**What is required**.
In the records below, find the line that contains "Clone this screenshot in HTML and CSS.". Retype that line and all the lines after it through the end, leaving out the pictures.

Dataset excerpt:
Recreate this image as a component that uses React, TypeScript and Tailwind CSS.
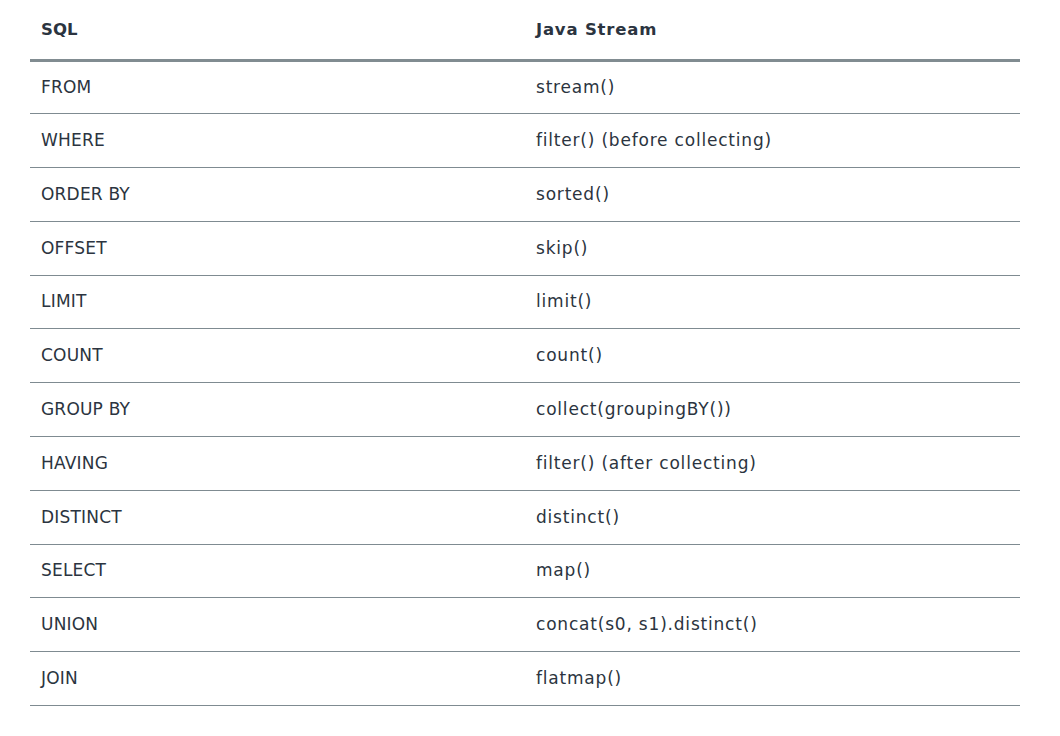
const rows = [
  ['FROM', 'stream()'],
  ['WHERE', 'filter() (before collecting)'],
  ['ORDER BY', 'sorted()'],
  ['OFFSET', 'skip()'],
  ['LIMIT', 'limit()'],
  ['COUNT', 'count()'],
  ['GROUP BY', 'collect(groupingBY())'],
  ['HAVING', 'filter() (after collecting)'],
  ['DISTINCT', 'distinct()'],
  ['SELECT', 'map()'],
  ['UNION', 'concat(s0, s1).distinct()'],
  ['JOIN', 'flatmap()'],
];

export default function App() {
  return (
    <div className="min-h-screen bg-white px-[30px] pt-0 text-[#2b3440] font-['DejaVu_Sans',sans-serif]">
      <table className="w-[990px] border-collapse text-[17px]">
        <thead>
          <tr className="h-[60px] border-b-[3px] border-[#818c91]">
            <th className="w-1/2 px-[11px] pt-[3px] pb-0 text-left font-bold text-[16.5px]">SQL</th>
            <th className="w-1/2 px-[11px] pt-[3px] pb-0 text-left font-bold text-[16.5px] tracking-[0.8px]">
              Java Stream
            </th>
          </tr>
        </thead>
        <tbody>
          {rows.map(([sql, java]) => (
            <tr key={sql} className="h-[53.8px] border-b border-[#7f8b91]">
              <td className="px-[11px] py-0 tracking-[0.2px]">{sql}</td>
              <td className="px-[11px] py-0 tracking-[0.8px]">{java}</td>
            </tr>
          ))}
        </tbody>
      </table>
    </div>
  );
}
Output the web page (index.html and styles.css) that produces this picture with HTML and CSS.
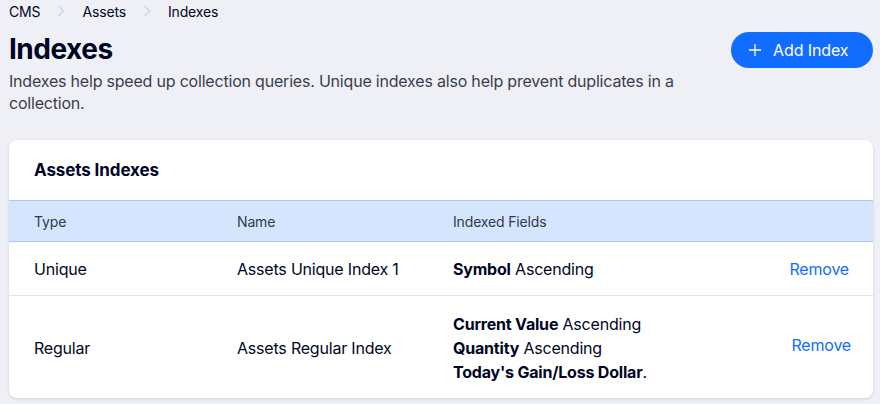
FILE: index.html
```html
<!DOCTYPE html>
<html lang="en">
<head>
    <meta charset="UTF-8">
    <meta name="viewport" content="width=device-width, initial-scale=1.0">
    <title>Indexes</title>
    <link rel="stylesheet" href="styles.css">
</head>
<body>
    <div class="page">
        <nav class="breadcrumbs">
            <span class="crumb">CMS</span>
            <svg class="chevron" width="8" height="14" viewBox="0 0 8 14"><path d="M1.5 2 L6.5 7 L1.5 12" fill="none" stroke="#b6bdcb" stroke-width="1"/></svg>
            <span class="crumb">Assets</span>
            <svg class="chevron" width="8" height="14" viewBox="0 0 8 14"><path d="M1.5 2 L6.5 7 L1.5 12" fill="none" stroke="#b6bdcb" stroke-width="1"/></svg>
            <span class="crumb current">Indexes</span>
        </nav>

        <div class="page-header">
            <div class="header-text">
                <h1 class="title">Indexes</h1>
                <p class="subtitle">Indexes help speed up collection queries. Unique indexes also help prevent duplicates in a collection.</p>
            </div>
            <button class="add-btn">
                <svg width="14" height="14" viewBox="0 0 14 14"><path d="M7 1 V13 M1 7 H13" stroke="#fff" stroke-width="1.3" fill="none"/></svg>
                <span>Add Index</span>
            </button>
        </div>

        <div class="card">
            <div class="card-title">Assets Indexes</div>
            <div class="table">
                <div class="row head">
                    <div class="cell">Type</div>
                    <div class="cell">Name</div>
                    <div class="cell">Indexed Fields</div>
                    <div class="cell"></div>
                </div>
                <div class="row">
                    <div class="cell">Unique</div>
                    <div class="cell">Assets Unique Index 1</div>
                    <div class="cell fields">
                        <div><b>Symbol</b> Ascending</div>
                    </div>
                    <div class="cell action"><a class="remove">Remove</a></div>
                </div>
                <div class="row tall">
                    <div class="cell">Regular</div>
                    <div class="cell">Assets Regular Index</div>
                    <div class="cell fields">
                        <div><b>Current Value</b> Ascending</div>
                        <div><b>Quantity</b> Ascending</div>
                        <div><b>Today's Gain/Loss Dollar</b>.</div>
                    </div>
                    <div class="cell action"><a class="remove">Remove</a></div>
                </div>
            </div>
        </div>
    </div>
</body>
</html>
```

FILE: styles.css
```css
body {
    margin: 0;
    padding: 0;
    background-color: #eef0f5;
    font-family: Inter, "Noto Sans", sans-serif;
    color: #000624;
    width: 880px;
    height: 404px;
    overflow: hidden;
}

.page {
    padding: 0 7px 0 9px;
}

.breadcrumbs {
    display: flex;
    align-items: center;
    height: 22px;
    font-size: 14px;
    letter-spacing: -0.15px;
    color: #000624;
}

.chevron {
    margin: 0 17px 0 17px;
}

.page-header {
    display: flex;
    justify-content: space-between;
    align-items: flex-start;
    margin-top: 9px;
}

.title {
    margin: 0;
    font-size: 28px;
    line-height: 36px;
    font-weight: 700;
    letter-spacing: -0.5px;
}

.subtitle {
    margin: 3px 0 0;
    width: 690px;
    font-size: 16px;
    line-height: 22px;
    letter-spacing: -0.2px;
    color: #3b3d4e;
}

.add-btn {
    display: flex;
    align-items: center;
    gap: 11px;
    width: 142px;
    height: 36px;
    margin-top: 1px;
    padding: 0 0 0 17px;
    border: none;
    border-radius: 18px;
    background-color: #116dff;
    color: #fff;
    font-family: Inter, "Noto Sans", sans-serif;
    font-size: 16px;
    letter-spacing: -0.1px;
}

.card {
    margin-top: 26px;
    background-color: #fff;
    border-radius: 8px;
    box-shadow: 0 1px 3px rgba(22, 45, 61, 0.15);
    overflow: hidden;
}

.card-title {
    height: 60px;
    line-height: 60px;
    padding-left: 25px;
    font-size: 17px;
    font-weight: 700;
    letter-spacing: -0.1px;
}

.row {
    display: grid;
    grid-template-columns: 203px 216px 1fr 120px;
    align-items: center;
    padding: 0 24px 0 25px;
    border-bottom: 1px solid #dfe5eb;
    font-size: 16px;
    letter-spacing: -0.2px;
    color: #000624;
    min-height: 53px;
}

.row.head {
    min-height: 40px;
    background-color: #d5e5fd;
    border-top: 1px solid #a8c9fb;
    border-bottom: 1px solid #a8c9fb;
    font-size: 14px;
    letter-spacing: -0.15px;
    color: #333853;
}

.row.tall {
    padding-top: 16px;
    padding-bottom: 14px;
    min-height: 0;
    border-bottom: none;
}

.row.tall .action {
    margin-right: -2px;
    margin-bottom: 6px;
}

.fields {
    line-height: 24px;
}

.fields b {
    font-weight: 700;
}

.action {
    text-align: right;
}

.remove {
    color: #116dff;
    cursor: pointer;
}
```
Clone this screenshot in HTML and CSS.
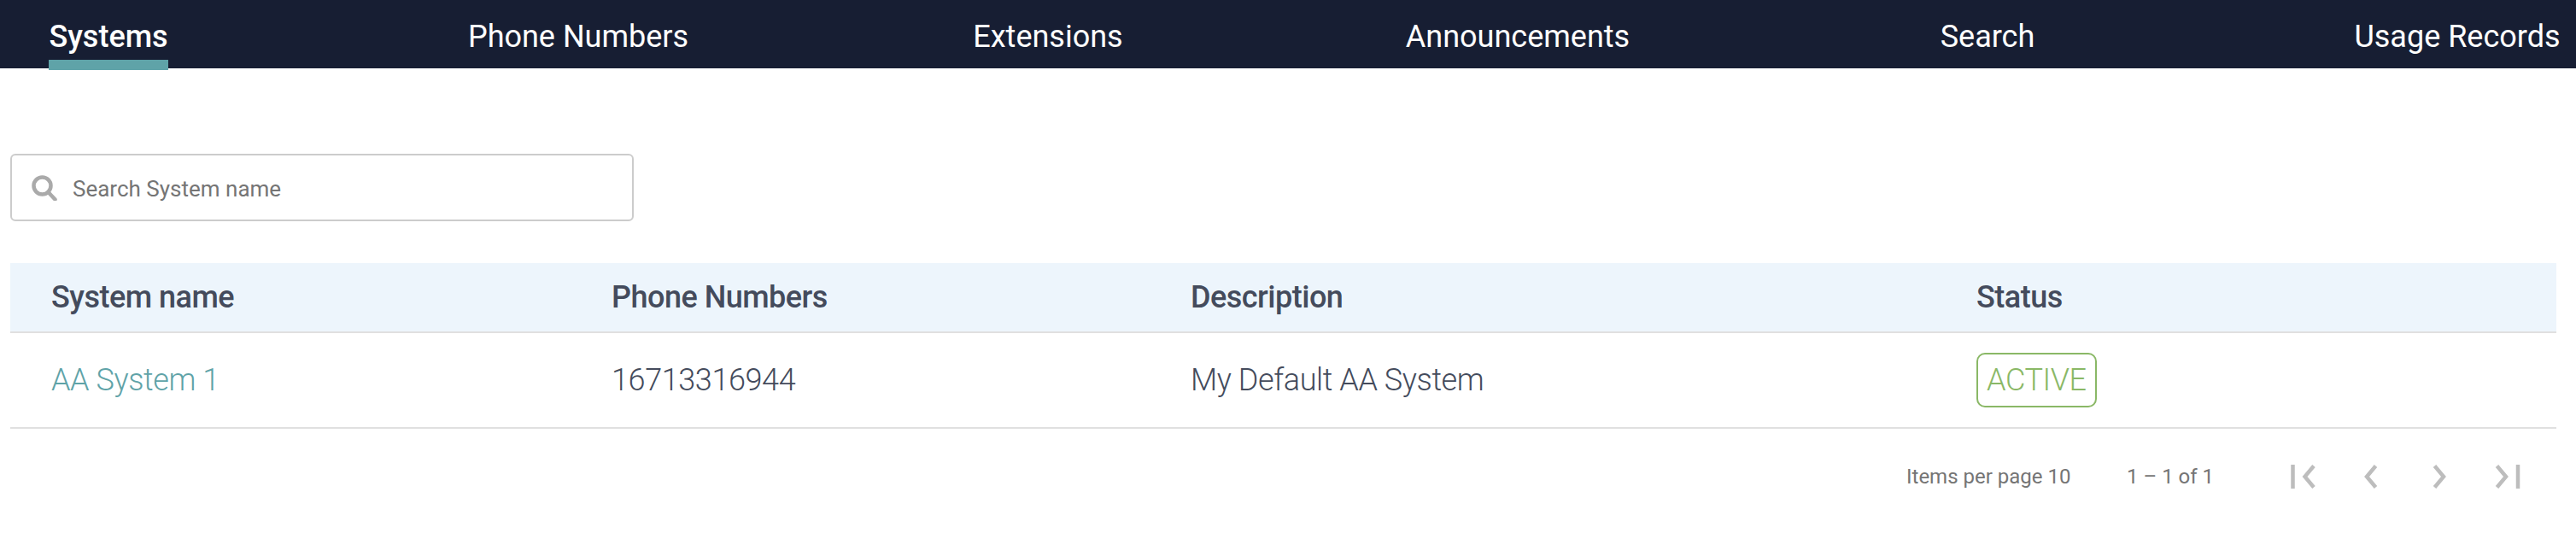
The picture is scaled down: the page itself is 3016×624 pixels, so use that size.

**Reply to the exercise**.
Clone this screenshot in HTML and CSS.
The picture is scaled down: the page itself is 3016×624 pixels, so use that size.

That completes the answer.